Kidnapped Sisters Found Safe; Suspect Dead
Adam Mayes, the Mississippi man accused of killing a Tennessee mother and daughter, is dead, and the two other missing daughters were found safe, authorites said Thursday night.
There were conflicting reports about Mayes' fate since he was found after suffering an apparently self-inflicted gunshot wound Thursday night in Union County, Mississippi, CNN reported.
Daniel McMullen, FBI special agent in charge in Jackson, told reporters around 10 p.m. that Mayes was pronounced dead.
The two surviving sisters are suffering from the experience of being out in the woods and from being kidnapped. They are suffering from dehydration and exhaustion, but appear OK, a federal law enforcement source on the scene told CNN.
Mayes, 35, was on America's Most Wanted Fugitive List.
Guntown Police Chief Michael Hall said a SWAT team found Mayes and when they moved in, he shot himself.
Police say the two daughters that Mayes allegedly abducted, Alexandria Bain, 12, and Kyliyah Bain, 8, were found alive and safe. Both girls were being taken to a hospital for observation.
Authorities responded to the area after someone called to report what they suspected was Mayes' vehicle, a law enforcement source close to the investigation said Thursday night.
A task force was nearby and as they approached, Mayes stood up and shot himself in the head, the source said. The two girls were not near him at the time.
When they found Mayes he was still alive, but he later succumbed to his wounds.

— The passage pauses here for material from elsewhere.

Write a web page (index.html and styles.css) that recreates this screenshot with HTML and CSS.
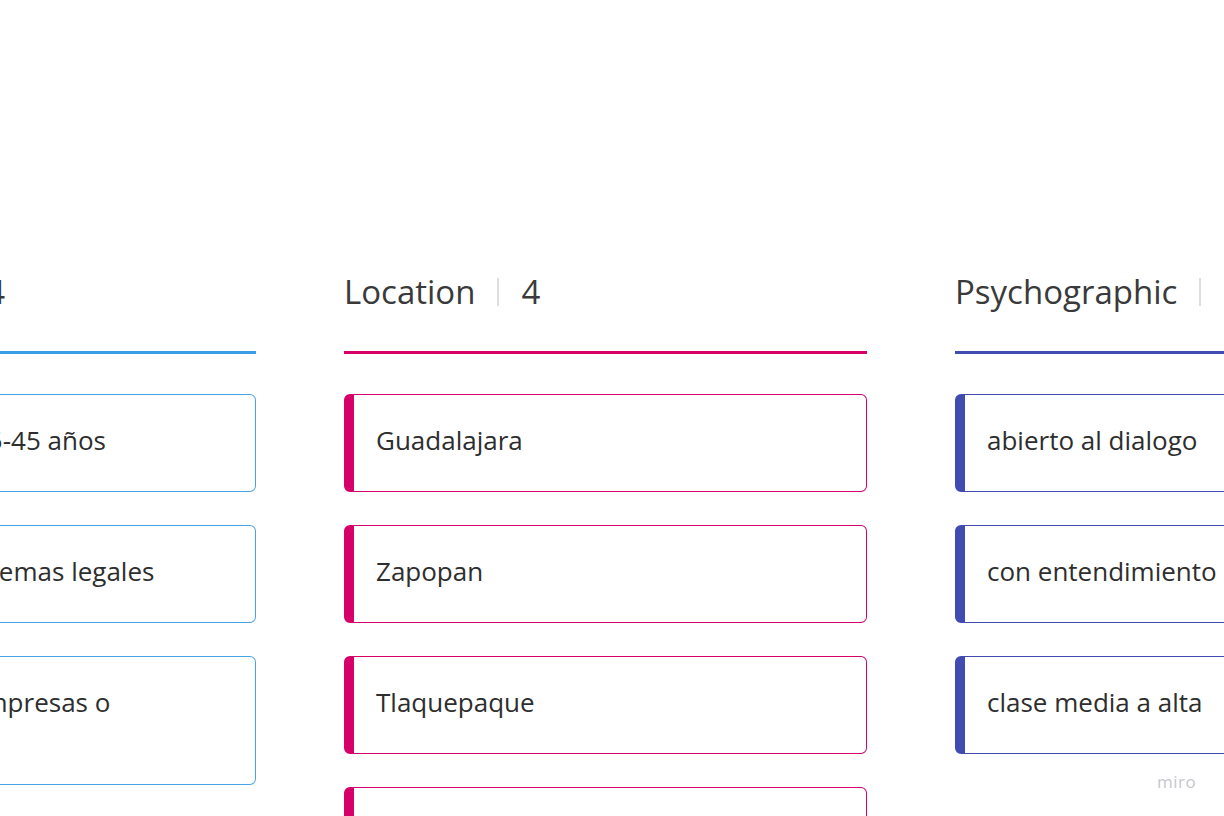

Mayes and his wife, Teresa, were charged with first-degree murder in the deaths of Jo Ann Bain, 31, and her daughter, Adrienne, 14. Their bodies were found buried outside the Mayes' home a week after they were reported missing by Jo Ann Bain's husband, Gary.
Mayes' mother-in-law earlier said she believed Mayes killed the girls' mother and her eldest daughter, and then ran away with the the two girls because he believed the girls were his own children, ABC News reported.
Josie Tate, the mother of Mayes' wife Teresa, told ABC News affiliate WTVC that her daughter and Mayes fought often over whether Mayes was actually the father of JoAnn Bain's two youngest children.
Jo Ann and Adrienne Bain were killed in their Tennessee home on April 27, and then taken with the two youngest daughters to Mayes' home in Mississippi, according to police affidavits.
State and local law enforcement agents searched for Mayes on Thursday in a densely wooded area about 10 miles from Mayes' home near Guntown, Miss. State troopers blocked a road, stopped vehicles and searched their trunks.
Authorities said Mayes had changed his appearance since the mother and children were reported missing. They released surveillance video of him with short hair at a market near Guntown.